I'm so glad that you made it to the apple orchard despite getting lost! I was soooo laughing at your conversation and the "rearranging" of items in the van.
And you make me so nostaligic about the making of sandwiches while traveling! My mom used to do that for my sister and me. Long gone are those days. Now it's just a quick stop at the BK Lounge or Mickey-D's. Not quite so memorable...
Happy anniversary!
One of the best demonstrations of the strength of any relationship is the ability of the people involved to discuss and forgive. There are no perfect people with which to have a relationship so as to avoid the need for that.
lulu-- Thank you for the anniversary greetings!
And the argument sure felt a lot more heated in person, which is probably why it's so funny to me written down!
awwww!!! Happy Anniversary!!!! Kris and I celebrated 9 this past August...
This was such a neat post.

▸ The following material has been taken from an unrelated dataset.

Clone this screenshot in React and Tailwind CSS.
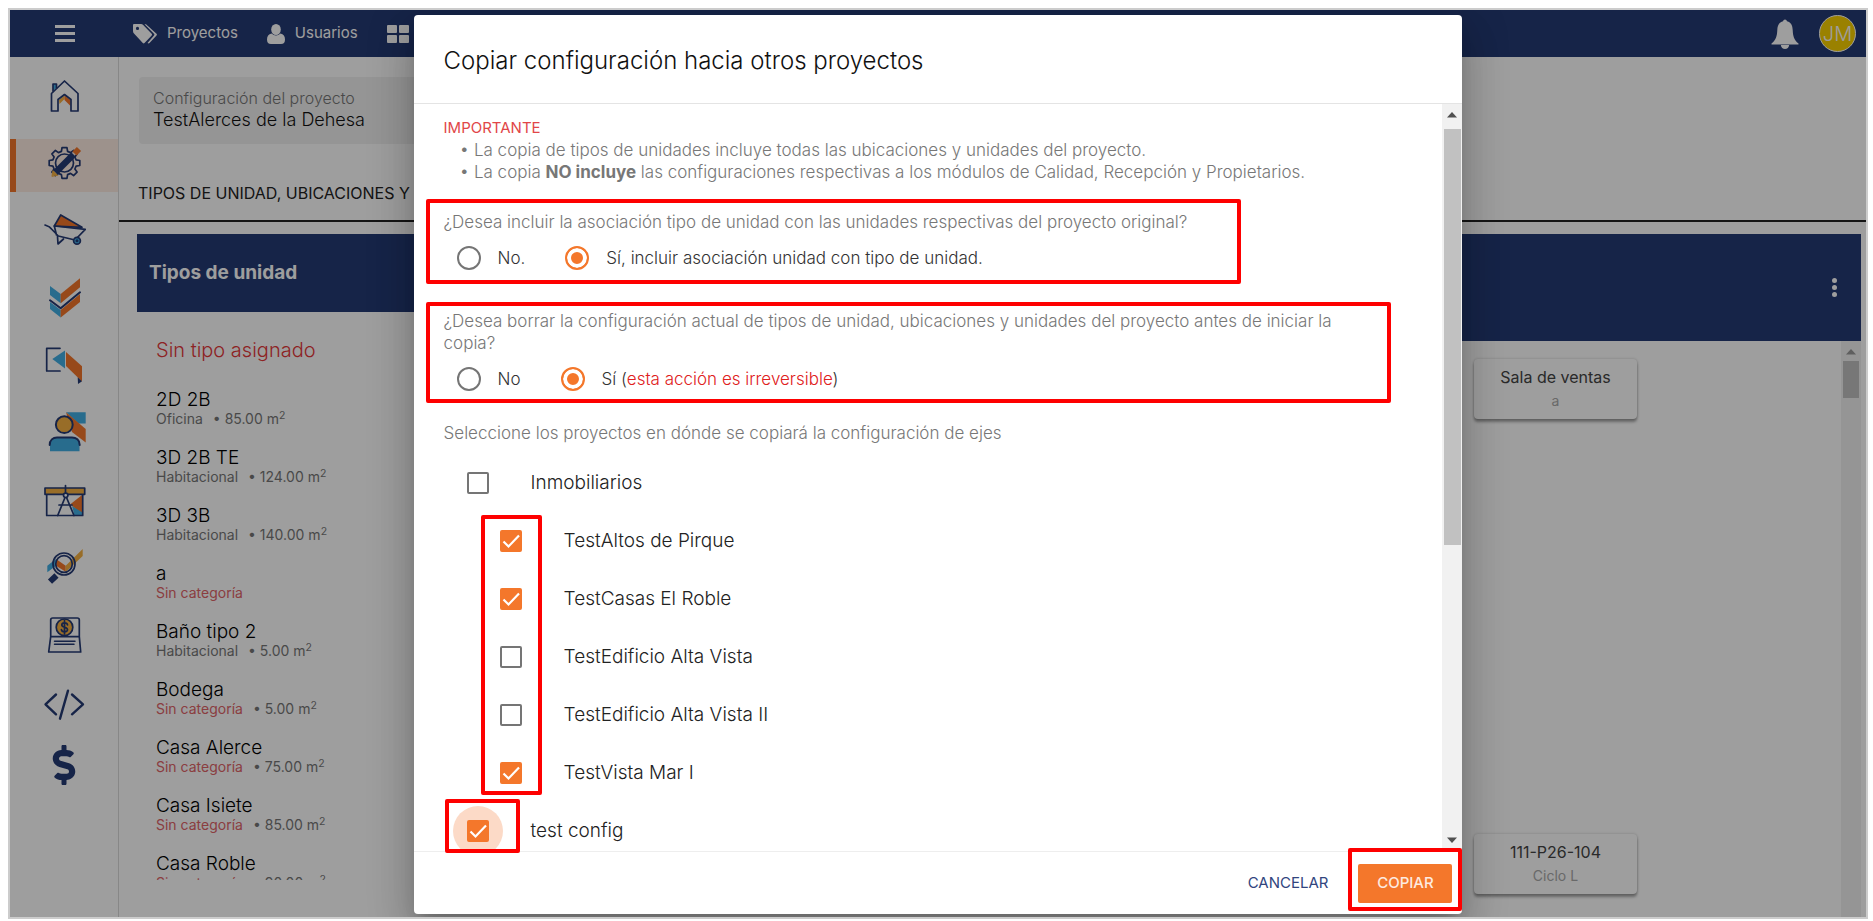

I really enjoyed it. We have times like that too, where we argue over something that seems SOO important it's almost insurmountable at the time, and later seems so silly. And we always make up, too. It's coming up on 15 years for us in 2 weeks.
So Happy Anniversary to you and to us, and to every marriage that said "I do" and meant it. What a poignant closing to your story. I like how you made it all fit together in such a profound way.
carrie-- Congratulations!
sniz-- Thank you! I really appreciate your kind words. And congratulations on 15 years!
Oh that is so funny! I laughed at your husband swerving on the road and making things fly aruond the van! LOL
You should try OUR adventures, with seven kids in the van, lol. We are going to do it tomorrow with 8 kids, should be interesting.